───── DATA RECORDS ─────

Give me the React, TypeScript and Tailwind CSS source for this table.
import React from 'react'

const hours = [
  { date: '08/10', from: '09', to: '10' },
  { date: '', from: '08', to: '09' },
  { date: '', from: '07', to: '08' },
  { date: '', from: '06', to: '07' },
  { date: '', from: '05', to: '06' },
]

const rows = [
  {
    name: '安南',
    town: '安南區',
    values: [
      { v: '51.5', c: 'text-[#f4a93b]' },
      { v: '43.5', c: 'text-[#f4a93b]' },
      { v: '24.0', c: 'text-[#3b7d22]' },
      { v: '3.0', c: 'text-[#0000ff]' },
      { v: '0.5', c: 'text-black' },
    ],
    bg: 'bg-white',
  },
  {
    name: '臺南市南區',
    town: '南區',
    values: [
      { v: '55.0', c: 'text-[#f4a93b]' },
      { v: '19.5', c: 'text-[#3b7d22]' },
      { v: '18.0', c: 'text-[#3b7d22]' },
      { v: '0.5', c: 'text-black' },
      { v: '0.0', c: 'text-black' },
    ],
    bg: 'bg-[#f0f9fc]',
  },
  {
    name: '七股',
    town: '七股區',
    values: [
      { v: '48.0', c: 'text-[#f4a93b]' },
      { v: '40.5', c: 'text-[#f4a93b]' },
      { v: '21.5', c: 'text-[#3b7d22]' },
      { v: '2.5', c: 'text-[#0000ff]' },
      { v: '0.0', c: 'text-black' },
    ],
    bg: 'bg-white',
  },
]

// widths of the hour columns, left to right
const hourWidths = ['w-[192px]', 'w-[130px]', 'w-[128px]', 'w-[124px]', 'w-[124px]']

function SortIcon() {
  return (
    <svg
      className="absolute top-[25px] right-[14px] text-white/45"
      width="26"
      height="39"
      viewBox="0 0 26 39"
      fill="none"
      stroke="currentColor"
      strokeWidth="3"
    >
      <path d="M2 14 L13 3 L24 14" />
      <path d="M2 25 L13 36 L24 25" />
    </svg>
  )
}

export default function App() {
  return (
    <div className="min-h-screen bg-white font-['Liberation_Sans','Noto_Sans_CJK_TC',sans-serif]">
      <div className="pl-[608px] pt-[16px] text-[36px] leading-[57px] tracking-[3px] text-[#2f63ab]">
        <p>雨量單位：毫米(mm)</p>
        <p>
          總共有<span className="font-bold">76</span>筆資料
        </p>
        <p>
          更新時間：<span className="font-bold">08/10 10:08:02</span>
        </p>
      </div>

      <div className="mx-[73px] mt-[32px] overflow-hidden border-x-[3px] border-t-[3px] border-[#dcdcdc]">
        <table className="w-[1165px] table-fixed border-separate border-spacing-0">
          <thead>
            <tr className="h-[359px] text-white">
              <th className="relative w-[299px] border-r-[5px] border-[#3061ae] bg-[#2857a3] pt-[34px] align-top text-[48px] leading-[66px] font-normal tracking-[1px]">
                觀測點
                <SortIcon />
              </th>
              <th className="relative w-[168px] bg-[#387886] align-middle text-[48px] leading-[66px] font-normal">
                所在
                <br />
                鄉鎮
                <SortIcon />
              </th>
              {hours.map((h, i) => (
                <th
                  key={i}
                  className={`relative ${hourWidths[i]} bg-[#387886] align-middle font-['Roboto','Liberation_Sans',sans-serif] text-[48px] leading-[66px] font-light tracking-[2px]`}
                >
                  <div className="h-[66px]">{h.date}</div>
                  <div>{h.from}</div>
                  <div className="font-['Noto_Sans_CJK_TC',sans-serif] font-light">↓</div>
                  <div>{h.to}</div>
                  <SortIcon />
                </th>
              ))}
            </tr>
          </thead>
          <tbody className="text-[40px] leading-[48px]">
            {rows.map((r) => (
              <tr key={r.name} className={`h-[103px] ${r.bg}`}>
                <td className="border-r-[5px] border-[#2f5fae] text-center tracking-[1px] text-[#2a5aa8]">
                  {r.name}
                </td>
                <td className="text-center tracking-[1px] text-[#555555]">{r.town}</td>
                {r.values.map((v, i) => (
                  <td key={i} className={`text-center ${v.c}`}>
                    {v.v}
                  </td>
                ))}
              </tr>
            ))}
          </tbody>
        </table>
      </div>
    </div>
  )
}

─────
───── DATA RECORDS ─────

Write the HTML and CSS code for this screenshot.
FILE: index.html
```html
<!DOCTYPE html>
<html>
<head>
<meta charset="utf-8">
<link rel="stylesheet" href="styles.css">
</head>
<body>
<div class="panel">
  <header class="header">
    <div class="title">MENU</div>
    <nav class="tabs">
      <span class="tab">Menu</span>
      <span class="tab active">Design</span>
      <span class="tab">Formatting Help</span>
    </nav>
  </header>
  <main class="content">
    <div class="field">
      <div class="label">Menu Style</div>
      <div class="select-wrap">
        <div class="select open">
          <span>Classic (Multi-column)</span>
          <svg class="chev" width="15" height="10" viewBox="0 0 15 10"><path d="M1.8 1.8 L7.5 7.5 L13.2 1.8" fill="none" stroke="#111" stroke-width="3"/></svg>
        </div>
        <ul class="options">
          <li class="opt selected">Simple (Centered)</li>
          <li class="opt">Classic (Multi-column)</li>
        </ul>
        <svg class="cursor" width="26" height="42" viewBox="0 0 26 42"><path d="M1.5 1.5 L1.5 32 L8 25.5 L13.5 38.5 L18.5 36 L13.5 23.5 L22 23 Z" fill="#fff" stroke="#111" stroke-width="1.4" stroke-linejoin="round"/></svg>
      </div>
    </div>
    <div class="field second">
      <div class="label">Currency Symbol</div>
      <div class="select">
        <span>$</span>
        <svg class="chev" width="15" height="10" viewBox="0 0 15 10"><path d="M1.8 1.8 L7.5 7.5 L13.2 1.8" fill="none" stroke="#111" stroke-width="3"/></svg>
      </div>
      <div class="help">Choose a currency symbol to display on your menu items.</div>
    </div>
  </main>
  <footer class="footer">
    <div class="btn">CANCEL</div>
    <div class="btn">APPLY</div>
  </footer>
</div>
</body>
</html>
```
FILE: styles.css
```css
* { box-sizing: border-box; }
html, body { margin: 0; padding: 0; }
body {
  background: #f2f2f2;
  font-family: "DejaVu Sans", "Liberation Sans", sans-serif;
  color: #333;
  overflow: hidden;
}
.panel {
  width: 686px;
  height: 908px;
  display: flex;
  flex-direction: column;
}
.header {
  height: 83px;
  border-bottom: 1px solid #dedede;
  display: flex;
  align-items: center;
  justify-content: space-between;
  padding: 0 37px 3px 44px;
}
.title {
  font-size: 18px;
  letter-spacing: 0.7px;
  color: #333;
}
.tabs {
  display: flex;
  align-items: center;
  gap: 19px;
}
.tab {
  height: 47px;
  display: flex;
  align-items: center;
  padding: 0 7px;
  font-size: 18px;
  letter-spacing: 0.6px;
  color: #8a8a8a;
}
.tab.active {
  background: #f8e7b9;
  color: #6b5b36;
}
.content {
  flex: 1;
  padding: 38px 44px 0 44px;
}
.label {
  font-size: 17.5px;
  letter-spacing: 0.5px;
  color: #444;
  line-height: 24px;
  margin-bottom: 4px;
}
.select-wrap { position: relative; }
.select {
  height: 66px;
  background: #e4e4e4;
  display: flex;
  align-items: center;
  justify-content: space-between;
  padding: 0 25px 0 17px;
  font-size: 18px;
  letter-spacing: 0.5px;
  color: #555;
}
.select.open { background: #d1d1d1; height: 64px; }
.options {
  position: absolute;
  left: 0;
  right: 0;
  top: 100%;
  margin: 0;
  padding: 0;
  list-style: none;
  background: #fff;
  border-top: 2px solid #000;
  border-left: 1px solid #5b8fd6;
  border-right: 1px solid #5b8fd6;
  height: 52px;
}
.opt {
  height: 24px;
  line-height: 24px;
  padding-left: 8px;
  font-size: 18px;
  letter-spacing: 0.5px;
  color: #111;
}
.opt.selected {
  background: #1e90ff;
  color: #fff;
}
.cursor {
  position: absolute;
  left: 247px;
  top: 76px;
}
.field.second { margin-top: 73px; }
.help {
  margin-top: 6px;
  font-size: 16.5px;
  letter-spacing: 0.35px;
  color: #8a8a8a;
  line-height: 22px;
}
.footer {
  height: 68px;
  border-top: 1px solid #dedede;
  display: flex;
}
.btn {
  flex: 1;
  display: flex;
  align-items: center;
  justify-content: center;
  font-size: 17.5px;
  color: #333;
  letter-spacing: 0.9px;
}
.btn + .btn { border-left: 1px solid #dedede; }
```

─────
───── DATA RECORDS ─────

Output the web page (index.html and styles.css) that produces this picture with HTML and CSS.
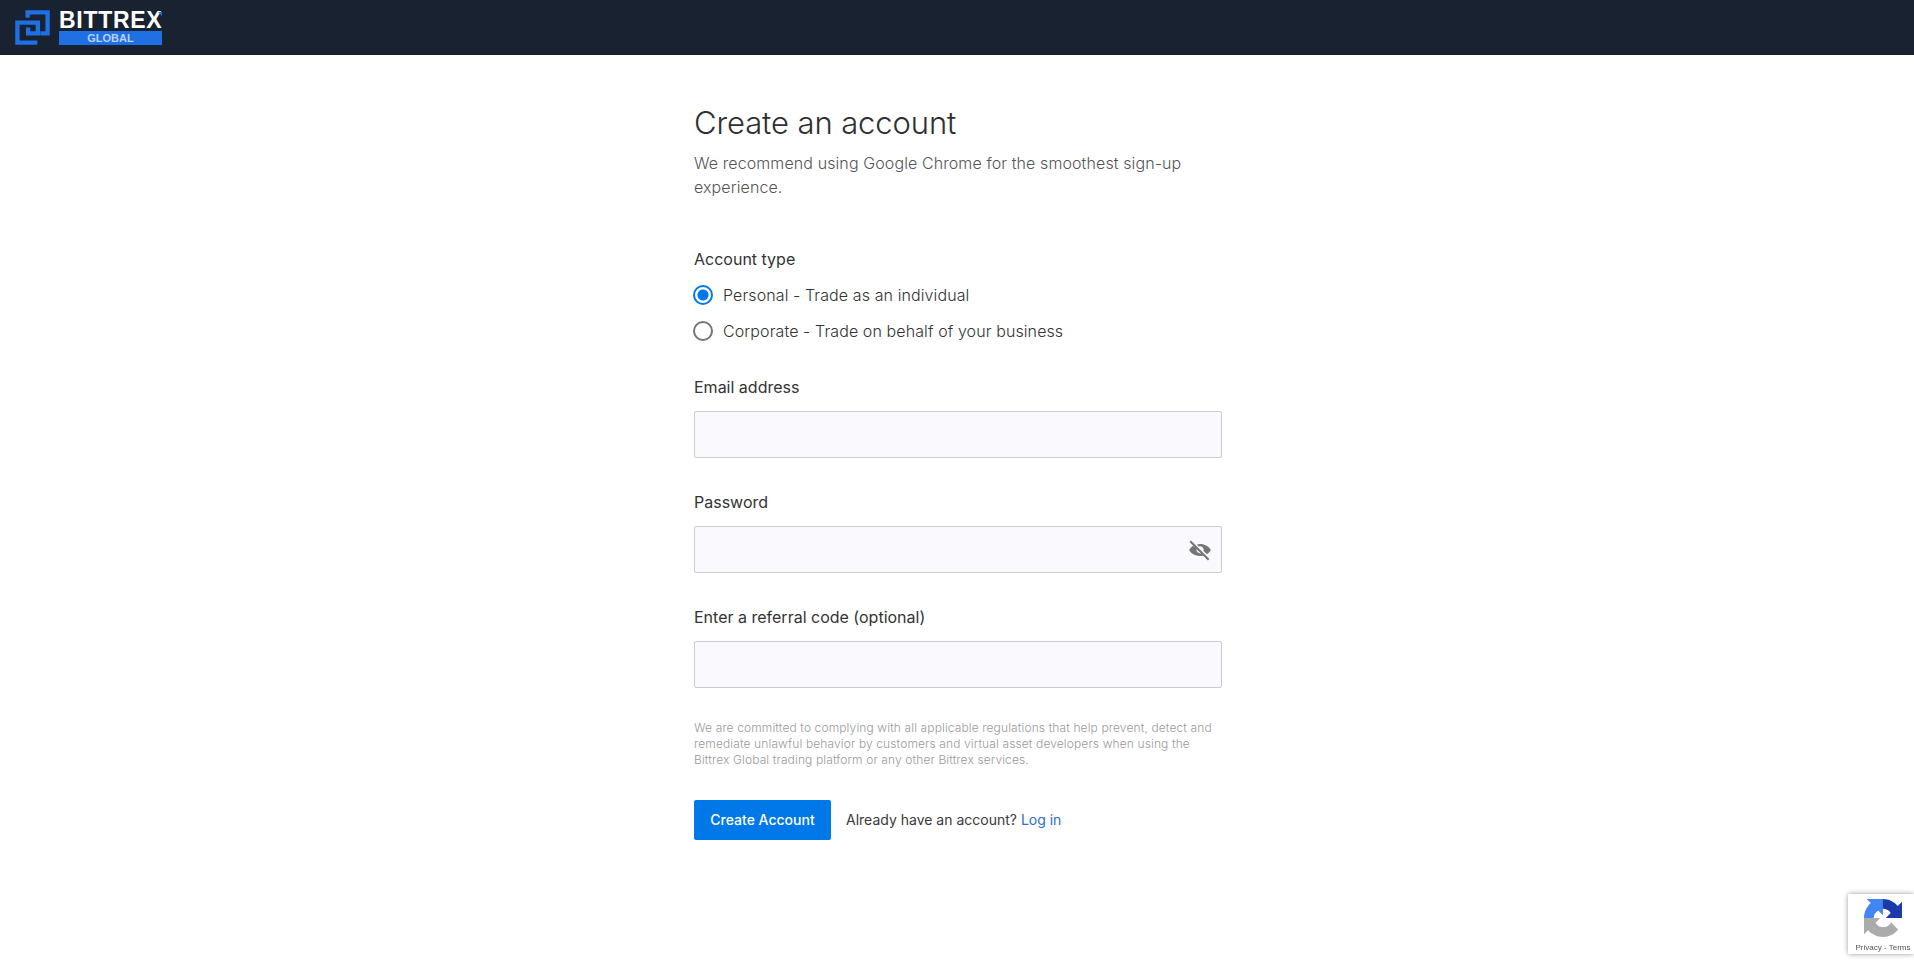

─────

== TASK OBJECTIVE ==
Show, from the material above, each line that includes the string "React".

== EXERCISE RESULT ==
Give me the React, TypeScript and Tailwind CSS source for this table.
import React from 'react'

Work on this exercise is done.